Session 3: Word Embeddings

🎓 Course Materials

📑 Slides

📓 Notebooks

🚀 Session 3: Word Embeddings

In this third session, we explore how words can be mathematically represented and why this is essential in any NLP pipeline. We trace the journey from traditional sparse one-hot encodings and TF-IDF vectors to powerful dense embeddings like Word2Vec and GloVe, and finally to context-aware models like ELMo and BERT.

We also see how these embeddings are evaluated and how they can be applied to downstream NLP tasks like sentiment analysis, NER, or question answering.

🎯 Learning Objectives

Understand the limitations of traditional word representations (e.g., sparsity, context insensitivity).
Learn how dense vector embeddings solve these problems and how to train them.
Explore Word2Vec architectures (Skip-gram and CBOW) and techniques like negative sampling.
Evaluate embeddings both intrinsically (e.g., word similarity, analogy) and extrinsically (e.g., classification).
Discover the next evolution: contextual embeddings with ELMo, including how to pretrain and fine-tune them.

📚 Topics Covered

Static Word Embeddings

One-hot, TF-IDF: Why we moved beyond them.
Word2Vec (Skip-gram, CBOW) and the training process.
Negative Sampling: How to make training efficient.
GloVe: A count-based alternative to Word2Vec.
FastText: Subword-level embeddings to deal with rare words and misspellings.

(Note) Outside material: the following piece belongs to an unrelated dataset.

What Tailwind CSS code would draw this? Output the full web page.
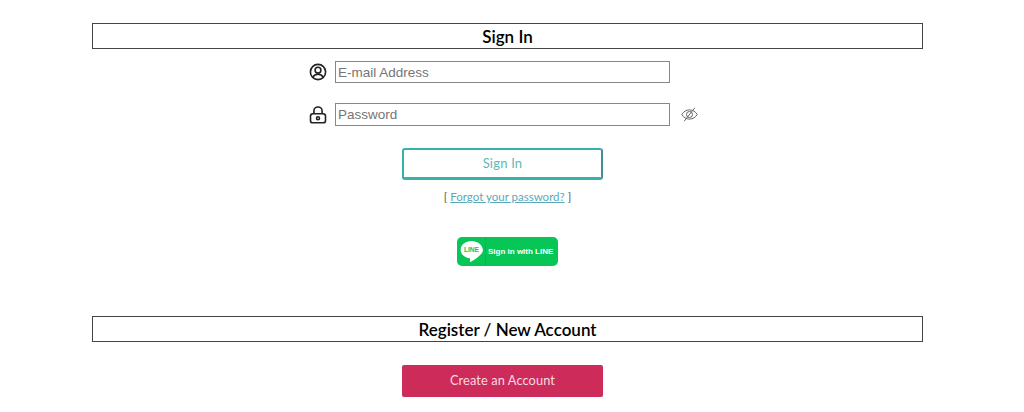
<!DOCTYPE html>
<html>
<head>
<meta charset="utf-8">
<script src="https://cdn.jsdelivr.net/npm/@tailwindcss/browser@4"></script>
</head>
<body class="bg-white overflow-hidden font-['Lato',sans-serif]">
<main class="w-[831px] ml-[92px] pt-[23px] flex flex-col">
  <h2 class="h-[26px] border border-[#444] pt-[1px] flex items-center justify-center text-[17px] font-semibold text-black">Sign In</h2>
  <div class="mt-3 ml-[217px] flex items-center gap-[8px] h-[22px]">
    <svg class="w-[18px] h-[18px]" viewBox="0 0 18 18" fill="none" stroke="#222" stroke-width="1.6"><circle cx="9" cy="9" r="7.6"/><circle cx="9" cy="7.2" r="2.9"/><path d="M3.8 14.2c1.200-2 3-2.900 5.200-2.900s4 .9 5.200 2.900"/></svg>
    <input class="w-[335px] h-[22px] border border-[#888] px-[2px] text-[13.5px] font-['Liberation_Sans',sans-serif] placeholder:text-[#757575]" placeholder="E-mail Address">
  </div>
  <div class="mt-[20px] ml-[217px] flex items-center gap-[8px] h-[23px]">
    <svg class="w-[18px] h-[18px]" viewBox="0 0 18 18" fill="none" stroke="#222" stroke-width="1.6"><rect x="1.500" y="7.800" width="15" height="9" rx="2.400"/><path d="M4.900 7.800V5C4.900 2.700 6.700 1 9 1s4.100 1.700 4.100 4v2.800"/><circle cx="9" cy="12.300" r="1.500"/></svg>
    <input class="w-[335px] h-[23px] border border-[#888] px-[2px] text-[13.5px] font-['Liberation_Sans',sans-serif] placeholder:text-[#757575]" placeholder="Password">
    <svg class="w-[17px] h-[15px] ml-[3px]" viewBox="0 0 17 15" fill="none" stroke="#666" stroke-width="1"><path d="M.8 7.500C2.600 4.500 5.300 2.900 8.500 2.900s5.900 1.600 7.700 4.600c-1.800 3-4.500 4.600-7.700 4.600S2.600 10.500.8 7.500z"/><circle cx="8.500" cy="7.500" r="3"/><path d="M3.200 14.200 13.800.8"/></svg>
  </div>
  <div class="mt-[22px] ml-[310px] w-[201px] h-[32px] flex items-center justify-center rounded-[3px] border-2 border-b-[3px] border-[#38b0ac] border-r-[#3f8f96] text-[13px] text-[#5fb8b5] tracking-[.2px]">Sign In</div>
  <p class="mt-[10px] ml-[310px] w-[211px] text-center text-[11.5px] leading-[14px] text-[#555]">[ <a class="text-[#5aa9b8] underline">Forgot your password?</a> ]</p>
  <div class="mt-[33px] ml-[365px] w-[101px] h-[29px] rounded-[5px] bg-[#06c755] flex items-center">
    <div class="w-[29px] h-full flex items-center justify-center border-r border-[#05b54d]">
      <svg class="w-[23px] h-[23px]" viewBox="0 0 21 21"><path fill="#fff" d="M10.500 1C5 1 .6 4.500.6 8.900c0 4 3.400 7.200 8.100 7.800.5.1.6.3.5.8l-.2 2c0 .5.3.7.9.4 2.600-1.300 8.800-5 10.800-9.500.2-.5.2-1 .2-1.500C20.400 4.500 16 1 10.500 1z"/><text x="10.500" y="11" text-anchor="middle" font-family="Liberation Sans" font-size="6" font-weight="700" fill="#06c755">LINE</text></svg>
    </div>
    <span class="ml-[2px] text-[8px] font-bold text-white font-['Liberation_Sans',sans-serif] whitespace-nowrap">Sign in with LINE</span>
  </div>
  <h2 class="mt-[50px] h-[26px] border border-[#444] pt-[1px] flex items-center justify-center text-[17px] font-semibold text-black">Register / New Account</h2>
  <div class="mt-[23px] ml-[310px] w-[201px] h-[32px] flex items-center justify-center rounded-[2px] bg-[#cd2b5a] text-[12.8px] text-[#f6dbe3] tracking-[.1px]">Create an Account</div>
</main>
</body>
</html>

Evaluating Word Embeddings

Intrinsic evaluations:
Word similarity (e.g., cosine distance between “king” and “queen”).
Word analogy (“man” : “woman” :: “king” : “queen”).
Extrinsic evaluations:
How well embeddings help in downstream tasks like classification or POS tagging.

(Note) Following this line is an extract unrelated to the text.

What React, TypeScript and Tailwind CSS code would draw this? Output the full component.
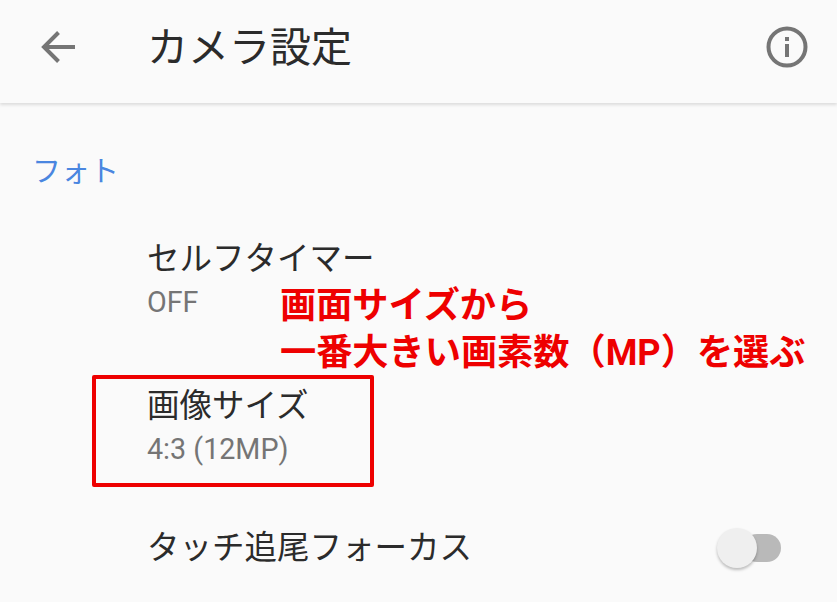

Contextual Word Embeddings

Why static vectors fall short (e.g., "bank" in “river bank” vs. “bank account”).
Introduction to ELMo (Peters et al., 2018).
Bidirectional Language Modeling using LSTMs.
How ELMo generates different embeddings for the same word in different contexts.
Using ELMo for transfer learning in real-world NLP tasks (e.g., sentiment classification).

🧠 Key Takeaways

Aspect	Static Embeddings	Contextual Embeddings
Meaning Based on Context?	❌ Same vector regardless	✅ Different vectors per use
Polysemy Handling	❌ No	✅ Yes
Requires Large Corpus?	✅ Usually	✅ Definitely
Adaptable to Tasks?	⚠️ Not easily	✅ Via fine-tuning

📖 Bibliography & Recommended Reading

Jay Alammar (2017): Visual Introduction to Word Embeddings – Blog Post Excellent visuals to understand Word2Vec and GloVe.
Sebastian Ruder (2017): On Word Embeddings – Part 2: Approximating Co-occurrence Matrices – Blog Post Detailed breakdown of how different embedding models compare.
Mikolov et al. (2013): Efficient Estimation of Word Representations in Vector Space – Paper The original Word2Vec paper introducing Skip-gram and CBOW models.
Pennington et al. (2014): GloVe: Global Vectors for Word Representation – Paper Count-based embedding approach from Stanford NLP group.
Joulin et al. (2016): Bag of Tricks for Efficient Text Classification (FastText) – Paper A very practical take on embeddings using subword units.
Peters et al. (2018): Deep Contextualized Word Representations – Paper ELMo paper showing how dynamic embeddings outperform static ones on many tasks.

💻 Practical Components

From Scratch Word2Vec: We walk through how Skip-Gram is trained using pairs of target/context words and how to integrate negative sampling.
Embedding Visualizations: Use t-SNE or PCA to project high-dimensional embeddings and see how similar words cluster.
Text Classification with Embeddings: Test embeddings in real classification tasks with logistic regression or LSTMs.
Using Pretrained ELMo Embeddings: Fine-tune contextual embeddings on your own dataset.